Auto Plant Modernization Features Controls Refit

Located in Pune, India, Tata Motors manufactures a range of passenger and commercial vehicles including SUVs, small trucks, and hatchbacks. Producing 400,000 vehicles per year, the company reported sales of $4.5 billion U.S. in 2005. With manufacturing facilities in India, Spain, and Korea, Tata Motors has established a solid brand image and is recognized for its ability to produce high-quality...


Located in Pune, India, Tata Motors manufactures a range of passenger and commercial vehicles including SUVs, small trucks, and hatchbacks. Producing 400,000 vehicles per year, the company reported sales of $4.5 billion U.S. in 2005.

With manufacturing facilities in India, Spain, and Korea, Tata Motors has established a solid brand image and is recognized for its ability to produce high-quality vehicles at a cost-effective price--a strategy that has led to its remarkable success.

At its Pune, India facility, Tata Motors manufacturers heavy and light commercial vehicles, pickup trucks, military utility vehicles (MUVs), sport-utility vehicles (SUVs), and passenger cars.

India has three times the population of the U.S., but less than 2% own cars, compared to 45% who own cars in the U.S. In 1996, Tata Motors set out to develop a completely indigenous car for the Indian population, the Indica.

In order to produce the slated 150,000 Indicas per year, Tata Motors decided to build a new plant next to the existing Pune facility.

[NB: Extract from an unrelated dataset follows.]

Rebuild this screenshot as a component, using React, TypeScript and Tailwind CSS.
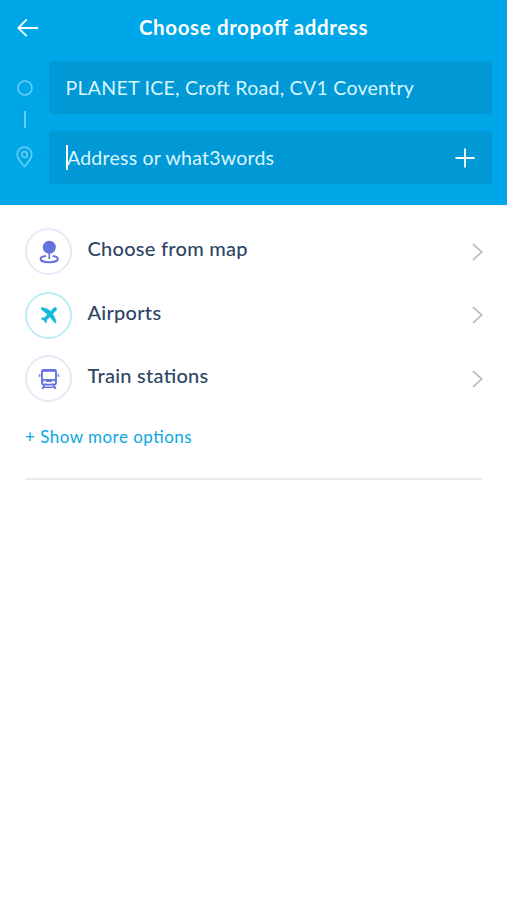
import { useState } from 'react';
import type { ReactNode } from 'react';

interface OptionRowProps {
  label: string;
  borderClass: string;
  icon: ReactNode;
}

function BackIcon() {
  return (
    <svg width="22" height="20" viewBox="0 0 22 20" fill="none" stroke="currentColor" strokeWidth="1.8">
      <path d="M1.200 10H21M9.800 1.400L1.200 10l8.600 8.200" />
    </svg>
  );
}

function MapIcon() {
  return (
    <svg width="20" height="24" viewBox="0 0 20 24" fill="none">
      <circle cx="10.300" cy="7.200" r="6.500" fill="#6574dc" />
      <path d="M10.300 12v7" stroke="#6574dc" strokeWidth="1.7" />
      <path
        d="M7 15.900C3.600 16.300 1.600 17.400 1.600 18.900C1.600 20.800 5.400 22.200 10.200 22.200S18.800 20.800 18.800 18.900C18.800 17.400 17 16.300 13.600 15.900"
        stroke="#6574dc"
        strokeWidth="2"
      />
    </svg>
  );
}

function PlaneIcon() {
  return (
    <svg width="18" height="18" viewBox="0 0 18 18" fill="#16b9de" stroke="#16b9de" strokeWidth=".5">
      <path d="M14.300 1.600C15.600 .9 17.200 2.300 16.500 3.700C16.100 4.500 15 5.500 13.200 7.300L12.700 7.900L14.900 11.900L16.200 16.400L15.300 17.200L9.800 11L6.700 13.800L6.700 16.100L5.600 17L4.200 14.400L1.200 13L2.100 11.800L4.500 11.700L7.500 8.500L1.200 3.200L1.600 1.300L7.500 3.100L10.700 5.200L12 3.900C13.200 2.700 13.700 2 14.300 1.600Z" />
    </svg>
  );
}

function TrainIcon() {
  return (
    <svg width="22" height="22" viewBox="0 0 22 22" fill="none" stroke="#6574dc">
      <path d="M5.500 2H16.500Q18 2 18 3.500V15Q18 16.500 16.500 16.500H5.500Q4 16.500 4 15V3.500Q4 2 5.500 2Z" strokeWidth="1.900" />
      <path d="M4 3H18" strokeWidth="1.600" />
      <path d="M4 12.500H18" strokeWidth="3" />
      <path d="M5.500 13.500H8M14 13.500H16.500" stroke="white" strokeWidth="1.600" />
      <path d="M9.500 15H12.500" stroke="white" strokeWidth="1" />
      <path d="M6.300 16.500L4.500 21M15.700 16.500L17.500 21" strokeWidth="1.800" />
      <path d="M5.500 19.300H16.500" strokeWidth="1.500" />
      <path d="M1.500 6.200V9M20.500 6.200V9" strokeWidth="1.500" opacity=".8" />
      <path d="M1.500 6.900H3.500M18.500 6.900H20.500" strokeWidth="1" opacity=".5" />
    </svg>
  );
}

function OptionRow({ label, borderClass, icon }: OptionRowProps) {
  return (
    <button type="button" className="flex h-[63.5px] w-full items-center text-left">
      <span className={`flex size-[47px] shrink-0 items-center justify-center rounded-full border-2 ${borderClass}`}>
        {icon}
      </span>
      <span className="ml-[15.5px] -mt-[7.5px] grow text-[20px] leading-6 font-medium tracking-[0.27px] text-[#2e4565]">
        {label}
      </span>
      <svg className="-mr-px" width="11" height="18" viewBox="0 0 11 18" fill="none" stroke="#b9bfc5" strokeWidth="1.700">
        <path d="M1 1l8.800 8L1 17" />
      </svg>
    </button>
  );
}

export default function App() {
  const [address, setAddress] = useState('');

  const options = [
    { label: 'Choose from map', borderClass: 'border-[#e8e8fa]', icon: <MapIcon /> },
    { label: 'Airports', borderClass: 'border-[#bcecf4]', icon: <PlaneIcon /> },
    { label: 'Train stations', borderClass: 'border-[#e8e8fa]', icon: <TrainIcon /> }
  ];

  return (
    <div className="min-h-screen bg-white font-['Lato',Carlito,sans-serif] [font-feature-settings:'liga'_1]">
      <header className="h-[205px] bg-[#00a7e8] text-white">
        <div className="grid h-[61px] grid-cols-[60px_1fr_60px] pt-[15px]">
          <button type="button" aria-label="Back" className="h-[26px] pl-[17px]">
            <BackIcon />
          </button>
          <h1 className="text-center text-[20.5px] leading-6 font-bold tracking-[0.62px]">Choose dropoff address</h1>
        </div>

        <div className="flex pr-[15px]">
          <div className="flex w-[49px] shrink-0 flex-col items-center text-[#66ccf3]">
            <svg className="mt-[19px]" width="16" height="16" viewBox="0 0 16 16" fill="none" stroke="currentColor" strokeWidth="1.700">
              <circle cx="8" cy="8" r="7" />
            </svg>
            <div className="mt-[15px] h-[17px] w-[2px] bg-[#66ccf3]" />
            <svg className="mt-[18px]" width="17" height="22" viewBox="0 0 17 22" fill="none" stroke="currentColor" strokeWidth="1.700">
              <path d="M8.500 20.500C6 17.500 1.200 12.800 1.200 8.400A7.300 7.300 0 0 1 15.800 8.400C15.800 12.800 11 17.500 8.500 20.500Z" />
              <circle cx="8.500" cy="8.500" r="2.800" />
            </svg>
          </div>

          <div className="flex grow flex-col gap-[17px]">
            <div className="flex h-[53px] items-center rounded-[4px] bg-[#0099d6] px-[16.5px] pt-px text-[19.5px] tracking-[0.28px] text-[#d9f5ff]">
              PLANET ICE, Croft Road, CV1 Coventry
            </div>
            <div className="flex h-[53px] items-center rounded-[4px] bg-[#0099d6] pr-[17px] pl-[17px]">
              <span className="-mr-[2px] h-[25px] w-[2px] bg-white" />
              <input
                value={address}
                onChange={(e) => setAddress(e.target.value)}
                placeholder="Address or what3words"
                className="min-w-0 grow bg-transparent pl-px text-[19.5px] tracking-[0.23px] text-white outline-none placeholder:text-[#d9f5ff]"
              />
              <button type="button" aria-label="Add stop">
                <svg width="20" height="20" viewBox="0 0 20 20" fill="none" stroke="currentColor" strokeWidth="1.800">
                  <path d="M10 .5v19M.5 10h19" />
                </svg>
              </button>
            </div>
          </div>
        </div>
      </header>

      <main className="px-[25px] pt-[15px]">
        {options.map((option) => (
          <OptionRow key={option.label} {...option} />
        ))}
        <button type="button" className="mt-[14px] block text-[17px] leading-6 tracking-[0.48px] text-[#08a6e2]">
          + Show more options
        </button>
        <div className="mt-[29px] h-[2px] bg-[#ebebed]" />
      </main>
    </div>
  );
}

To save money equipping the new facility, the company purchased an existing automotive manufacturing plant in Australia and relocated it to India. The company’s existing Pune production lines consisted of separate islands of automation technology with virtually no integration among systems.

The move from down under

The purchase of the Australian plant gave Tata Motors a good base for its new facility, but it didn’t give the company everything. For one, it had limited experience with automation technology. The experience they did have, however, was with Rockwell Automation. This proved to be a major benefit, since the facility Tata Motors was moving was also equipped with Rockwell Automation control technology.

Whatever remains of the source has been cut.